Let’s first talk about why buying gold now is worth considering. Over the past few years, gold prices have gone through plenty of fluctuations. Between 2022 and 2023, they swung between 1700 and 2000 USD, mainly driven by geopolitical conflicts and the US Federal Reserve’s interest rate hikes. But starting in 2024, things changed. As expectations for US interest rate cuts heated up and global central banks reached record-breaking gold purchases, gold prices kept breaking to new highs. In 2024, the global central banks’ net gold purchase volume reached 1045 tons. For three consecutive years, it exceeded 1,000 tons, directly supporting gold prices to break through 2700 USD. By September 2025, gold prices had already surged past 3700 USD, and Goldman Sachs’ target price for mid-2026 is 4000 USD. That said, it’s important to be clear: the factors affecting gold prices are complex, and it’s actually very difficult to predict short-term trends. The key is to find a good entry point—don’t regret it later just because you waited until prices went up.

So, should you buy physical gold or not? It depends on your investment goals. If your aim is long-term value preservation and protection against inflation, physical gold does have its value. But physical gold has a problem: it’s not an income-generating asset. Once you buy it, you still need to spend money on storage, and liquidity is also not great—you often face the awkward situation of “easy to buy but hard to sell.” On top of that, costs such as transaction fees, storage fees, and tax reporting reduce investment efficiency, which isn’t that high. However, if what you want is simply to hold real gold in your hands, then that’s a different story.

When it comes to physical gold, Taiwan Bank is a relatively reliable choice. Taiwan Bank is the only bank in Taiwan that offers physical gold buying and selling. Gold bars start from 100 grams, with options of 250, 500 grams, and 1 kilogram.
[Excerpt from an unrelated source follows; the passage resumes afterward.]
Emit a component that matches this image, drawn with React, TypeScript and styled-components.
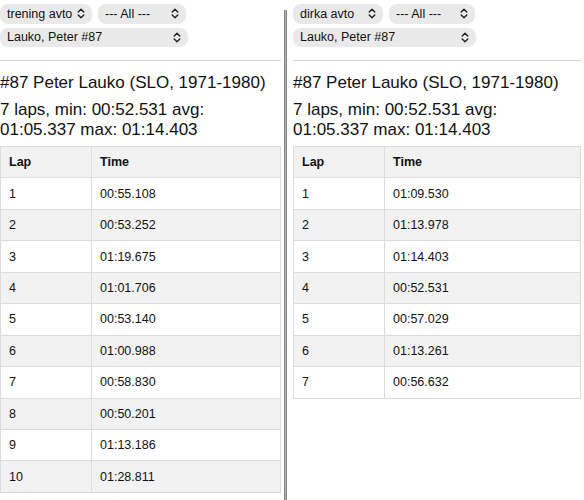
import React from "react";
import styled, { createGlobalStyle } from "styled-components";

const Global = createGlobalStyle`
  html, body { margin: 0; padding: 0; background: #fff; }
  body { font-family: "Liberation Sans", Arial, sans-serif; color: #111; }
`;

const Page = styled.div`
  display: flex;
  align-items: stretch;
  width: 584px;
  height: 500px;
  overflow: hidden;
`;

const Panel = styled.div<{ $padLeft: number; $width?: number }>`
  box-sizing: border-box;
  ${(p) => (p.$width ? `width: ${p.$width}px; flex: none;` : "flex: 1;")}
  padding: 4px 3px 0 ${(p) => p.$padLeft}px;
  display: flex;
  flex-direction: column;
  min-width: 0;
`;

const Divider = styled.div`
  flex: none;
  width: 3px;
  margin-top: 10px;
  box-sizing: border-box;
  background: #b0b0b0;
  border-left: 1px solid #858585;
  border-right: 1px solid #858585;
`;

const Controls = styled.div`
  display: flex;
  flex-wrap: wrap;
  gap: 2px 6px;
`;

const SelectBox = styled.div<{ $w: number }>`
  box-sizing: border-box;
  width: ${(p) => p.$w}px;
  height: 19.5px;
  border-radius: 8px;
  background: #e9e9e9;
  display: flex;
  align-items: center;
  justify-content: space-between;
  padding: 0 7px 0 7px;
  font-size: 12.5px;
  color: #111;
  white-space: nowrap;
`;

const Break = styled.div`
  flex-basis: 100%;
  height: 0;
`;

const Rule = styled.div`
  height: 1px;
  background: #d4d4d4;
  margin-top: 13px;
`;

const Heading = styled.div`
  font-size: 17px;
  line-height: 20px;
  margin-top: 12px;
`;

const Stats = styled.div<{ $max: number }>`
  font-size: 17px;
  line-height: 19.5px;
  margin-top: 7px;
  max-width: ${(p) => p.$max}px;
`;

const Table = styled.table`
  border-collapse: collapse;
  margin-top: 7px;
  width: 100%;
  font-size: 12.5px;
`;

const HeadCell = styled.th<{ $first?: boolean }>`
  text-align: left;
  font-weight: bold;
  background: #f2f2f2;
  border: 1px solid #dcdcdc;
  height: 31.45px;
  padding: 0 8px;
  box-sizing: border-box;
  width: ${(p) => (p.$first ? "91px" : "auto")};
`;

const Row = styled.tr<{ $alt: boolean }>`
  background: ${(p) => (p.$alt ? "#f2f2f2" : "#fff")};
`;

const Cell = styled.td`
  border: 1px solid #dcdcdc;
  height: 31.45px;
  padding: 0 8px;
  box-sizing: border-box;
`;

const Chevron = () => (
  <svg width="8" height="11" viewBox="0 0 8 11" fill="none" stroke="#222" strokeWidth="1.4" strokeLinecap="round" strokeLinejoin="round">
    <path d="M1.2 4 L4 1.2 L6.8 4" />
    <path d="M1.2 7 L4 9.8 L6.8 7" />
  </svg>
);

type PanelData = {
  session: string;
  sessionW: number;
  allW: number;
  driverW: number;
  laps: string[];
};

const left: PanelData = {
  session: "trening avto",
  sessionW: 92,
  allW: 88,
  driverW: 188,
  laps: [
    "00:55.108",
    "00:53.252",
    "01:19.675",
    "01:01.706",
    "00:53.140",
    "01:00.988",
    "00:58.830",
    "00:50.201",
    "01:13.186",
    "01:28.811",
  ],
};

const right: PanelData = {
  session: "dirka avto",
  sessionW: 90,
  allW: 86,
  driverW: 183,
  laps: [
    "01:09.530",
    "01:13.978",
    "01:14.403",
    "00:52.531",
    "00:57.029",
    "01:13.261",
    "00:56.632",
  ],
};

const Content = ({ d, statsMax }: { d: PanelData; statsMax: number }) => (
  <>
    <Controls>
      <SelectBox $w={d.sessionW}>
        <span>{d.session}</span>
        <Chevron />
      </SelectBox>
      <SelectBox $w={d.allW}>
        <span>--- All ---</span>
        <Chevron />
      </SelectBox>
      <Break />
      <SelectBox $w={d.driverW}>
        <span>Lauko, Peter #87</span>
        <Chevron />
      </SelectBox>
    </Controls>
    <Rule />
    <Heading>#87 Peter Lauko (SLO, 1971-1980)</Heading>
    <Stats $max={statsMax}>7 laps, min: 00:52.531 avg: 01:05.337 max: 01:14.403</Stats>
    <Table>
      <thead>
        <tr>
          <HeadCell $first>Lap</HeadCell>
          <HeadCell>Time</HeadCell>
        </tr>
      </thead>
      <tbody>
        {d.laps.map((t, i) => (
          <Row key={i} $alt={i % 2 === 1}>
            <Cell>{i + 1}</Cell>
            <Cell>{t}</Cell>
          </Row>
        ))}
      </tbody>
    </Table>
  </>
);

export default function App() {
  return (
    <>
      <Global />
      <Page>
        <Panel $padLeft={0} $width={284}>
          <Content d={left} statsMax={280} />
        </Panel>
        <Divider />
        <Panel $padLeft={6}>
          <Content d={right} statsMax={280} />
        </Panel>
      </Page>
    </>
  );
}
Purity is the key—don’t be misled by flashy “illusion gold bars.” Those often come with especially high negotiating prices. If you want to buy smaller quantities, jewelry stores or pawnshops can also work. It mainly comes down to purity and price.

Besides physical gold, there are even more convenient options. A gold passbook is what people call “paper gold.” The bank keeps the gold for you, and you only need a passbook—you don’t need to hold physical assets. Taiwan Bank, CTBC Bank, First Bank, and Hua Nan Bank all provide this service. You can buy with New Taiwan Dollars or foreign currencies, and there are also dual-currency gold passbooks available. The handling fees are at a moderate level, but if you buy and sell frequently, the costs will add up significantly—so it’s best not to operate too often.

Next up, a gold ETF is also a good option. In the Taiwan market, there’s 00635U; in the US market, there are GLD and IAU. The investment threshold is low, liquidity is good, and it’s convenient to buy and sell. The downside is that you can only go long, not short, so you can’t hedge by shorting. You also need to pay attention to fees, including management fees, trading commissions, and possible currency exchange costs. But for beginners and retail investors looking to invest long term, it’s quite suitable.

If you want higher returns and are willing to take market risk, then gold futures and gold CFDs are worth considering. Both track international gold prices and allow for two-way trading—you can go long or short. Futures have expiration dates and require delivery and position rollover, but overseas futures brokers are essentially open for trading 24 hours a day, with better liquidity. CFDs are more flexible: there’s no expiration date, the minimum margin requirement is lower, and you may be able to start trading with an initial capital of only a dozen or so US dollars.

The difference between futures and CFDs is that futures have a fixed contract size and trading fees, while CFDs do not—so the entry threshold for CFDs is indeed lower. But both involve leverage risk. When you make a profit, leverage amplifies the gains; when you suffer losses, leverage also amplifies the losses. These kinds of short-term trading methods are suitable for investors who have trading experience and can quickly judge market direction.

In the end, the way you invest in gold depends on your investment strategy. If you want long-term preservation of value and protection against inflation, consider physical gold or gold ETFs. If you want to profit from price spreads and do short-term trading, gold futures and CFDs are more efficient. Gold prices do fluctuate a lot—especially when the economy is uncertain and geopolitical tensions are high—but precisely because of that, gold is widely allocated in institutional investors’ portfolios. A general recommendation is for gold to account for at least 10% of your total investment as a hedge.

Now, the global gold trading market is huge, and the market can quickly reflect systemic risk events—so it’s easy to see sharp rallies and sudden sell-offs. After the Russia-Ukraine war broke out, gold prices surged to 2069 USD. Recently, they also broke above 3700 USD to set a new high. These swings can be opportunities for short-term traders, but they are also a warning signal for long-term investors. No matter which method you choose, the key is to find an entry point that fits you—not to be led around by market sentiment.